--- TASK BRIEF ---
Each line of the data that includes the string "React" is to be copied out.

--- DATA SECTION ---
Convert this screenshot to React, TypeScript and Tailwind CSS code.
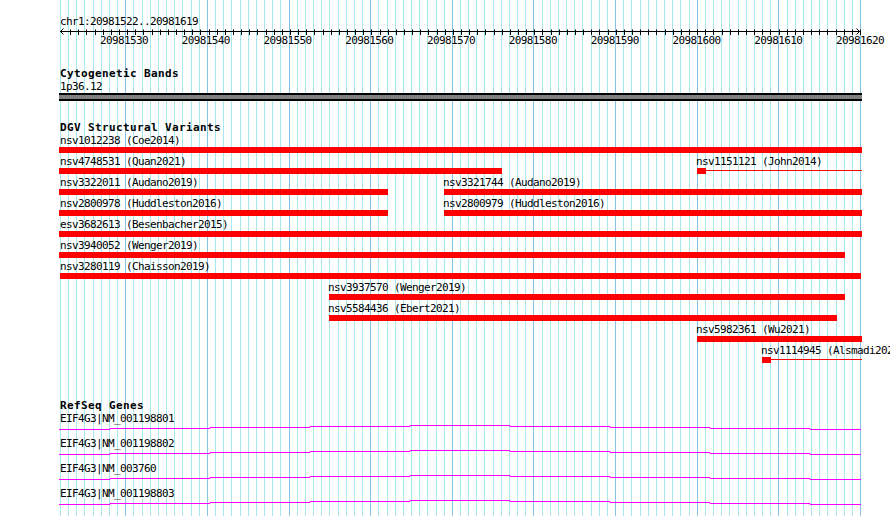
import React from "react";

const START = 20981522;
const gridX = (i: number) => Math.round(60 + (i * 800) / 98);
const tickX = (i: number) => Math.round(62 + (i * 798) / 98);
const labelCX = (i: number) => 124 + ((i - 8) * 736) / 90;

type Feature = { label: string; x: number; end: number; stub?: boolean };

const DGV: Feature[][] = [
  [{ label: "nsv1012238 (Coe2014)", x: 59, end: 862 }],
  [
    { label: "nsv4748531 (Quan2021)", x: 59, end: 502 },
    { label: "nsv1151121 (John2014)", x: 697, end: 862, stub: true },
  ],
  [
    { label: "nsv3322011 (Audano2019)", x: 59, end: 388 },
    { label: "nsv3321744 (Audano2019)", x: 444, end: 862 },
  ],
  [
    { label: "nsv2800978 (Huddleston2016)", x: 59, end: 388 },
    { label: "nsv2800979 (Huddleston2016)", x: 444, end: 862 },
  ],
  [{ label: "esv3682613 (Besenbacher2015)", x: 59, end: 862 }],
  [{ label: "nsv3940052 (Wenger2019)", x: 59, end: 845 }],
  [{ label: "nsv3280119 (Chaisson2019)", x: 60, end: 861 }],
  [{ label: "nsv3937570 (Wenger2019)", x: 329, end: 845 }],
  [{ label: "nsv5584436 (Ebert2021)", x: 329, end: 837 }],
  [{ label: "nsv5982361 (Wu2021)", x: 697, end: 862 }],
  [{ label: "nsv1114945 (Alsmadi2021)", x: 762, end: 862, stub: true }],
];

const GENES = [
  "EIF4G3|NM_001198801",
  "EIF4G3|NM_001198802",
  "EIF4G3|NM_003760",
  "EIF4G3|NM_001198803",
];

const STEPS = [59, 110, 210, 310, 410, 510, 610, 710, 810, 861];
const LEVELS = [4.5, 3.5, 2.5, 1.5, 0.5, 1.5, 2.5, 3.5, 4.5];
const genePoints = (() => {
  const pts: string[] = [];
  for (let k = 0; k < LEVELS.length; k++) {
    pts.push(`${STEPS[k]},${LEVELS[k]}`);
    pts.push(`${STEPS[k + 1]},${LEVELS[k]}`);
  }
  return pts.join(" ");
})();

const MONO = "font-['DejaVu_Sans_Mono',monospace]";

function Grid() {
  return (
    <svg className="absolute left-0 top-0" width={890} height={516}>
      {Array.from({ length: 99 }, (_, i) => {
        const major = (START + i) % 10 === 0;
        const x = gridX(i) + 0.5;
        return (
          <line
            key={i}
            x1={x}
            x2={x}
            y1={0}
            y2={516}
            stroke={major ? "#84c4e8" : "#a6e8ee"}
            strokeWidth={1}
          />
        );
      })}
    </svg>
  );
}

function Ruler() {
  const labels: number[] = [];
  for (let i = 0; i <= 98; i++) if ((START + i) % 10 === 0) labels.push(i);
  return (
    <svg width={890} height={67} className="block" fontFamily="DejaVu Sans Mono, monospace" fontSize={11}>
      <text x={60} y={25} letterSpacing={-0.62} fill="#000">
        chr1:20981522..20981619
      </text>
      <line x1={60} y1={31.5} x2={860} y2={31.5} stroke="#000" />
      {Array.from({ length: 98 }, (_, k) => {
        const x = tickX(k + 1) + 0.5;
        return <line key={k} x1={x} x2={x} y1={29.5} y2={35} stroke="#000" />;
      })}
      <polyline points="63.5,28.5 60.5,31.5 63.5,34.5" fill="none" stroke="#000" />
      <polyline points="856.5,28.5 859.5,31.5 856.5,34.5" fill="none" stroke="#000" />
      {labels.map((i) => (
        <text key={i} x={labelCX(i)} y={44} textAnchor="middle" letterSpacing={-0.62} fill="#000">
          {START + i}
        </text>
      ))}
    </svg>
  );
}

function TrackTitle({ children, className = "" }: { children: React.ReactNode; className?: string }) {
  return (
    <div className={`pl-[60px] text-[11px] font-bold tracking-[0.38px] text-black ${className}`}>
      {children}
    </div>
  );
}

function DgvRow({ feats }: { feats: Feature[] }) {
  return (
    <div className="relative h-[21px]">
      {feats.map((f) => (
        <React.Fragment key={f.label}>
          <div
            className="absolute top-0 whitespace-nowrap text-[11px] leading-[12px] tracking-[-0.62px] text-black"
            style={{ left: f.x <= 60 ? 60 : f.x - 1 }}
          >
            {f.label}
          </div>
          {f.stub ? (
            <>
              <div className="absolute top-[12px] h-[6px] w-[9px] bg-[#ff0000]" style={{ left: f.x }} />
              <div
                className="absolute top-[14px] h-px bg-[#ff0000]"
                style={{ left: f.x + 9, width: f.end - f.x - 9 }}
              />
            </>
          ) : (
            <div
              className="absolute top-[12px] h-[6px] bg-[#ff0000]"
              style={{ left: f.x, width: f.end - f.x }}
            />
          )}
        </React.Fragment>
      ))}
    </div>
  );
}

function GeneRow({ name }: { name: string }) {
  return (
    <div>
      <div className="h-[13px] pl-[60px] text-[11px] leading-[13px] tracking-[-0.62px] text-black">{name}</div>
      <svg width={890} height={12} className="block">
        <polyline points={genePoints} fill="none" stroke="#ff00ff" strokeWidth={1} />
      </svg>
    </div>
  );
}

export default function App() {
  return (
    <div className={`relative h-[516px] w-[890px] overflow-hidden bg-white ${MONO}`}>
      <Grid />
      <div className="relative">
        <Ruler />
        <section>
          <TrackTitle className="h-[13px] leading-[13px]">Cytogenetic Bands</TrackTitle>
          <div className="h-[13px] pl-[60px] text-[11px] leading-[13px] tracking-[-0.62px] text-black">1p36.12</div>
          <div className="ml-[59px] h-[8px] w-[803px] border-y-2 border-black bg-[#808080]" />
        </section>
        <section className="mt-[20px]">
          <TrackTitle className="h-[14px] leading-[13px]">DGV Structural Variants</TrackTitle>
          {DGV.map((feats, i) => (
            <DgvRow key={i} feats={feats} />
          ))}
        </section>
        <section className="mt-[34px]">
          <TrackTitle className="h-[12px] leading-[12px]">RefSeq Genes</TrackTitle>
          {GENES.map((g) => (
            <GeneRow key={g} name={g} />
          ))}
        </section>
      </div>
    </div>
  );
}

--- SOLUTION FOR THIS EXERCISE ---
Convert this screenshot to React, TypeScript and Tailwind CSS code.
import React from "react";
function TrackTitle({ children, className = "" }: { children: React.ReactNode; className?: string }) {
        <React.Fragment key={f.label}>
        </React.Fragment>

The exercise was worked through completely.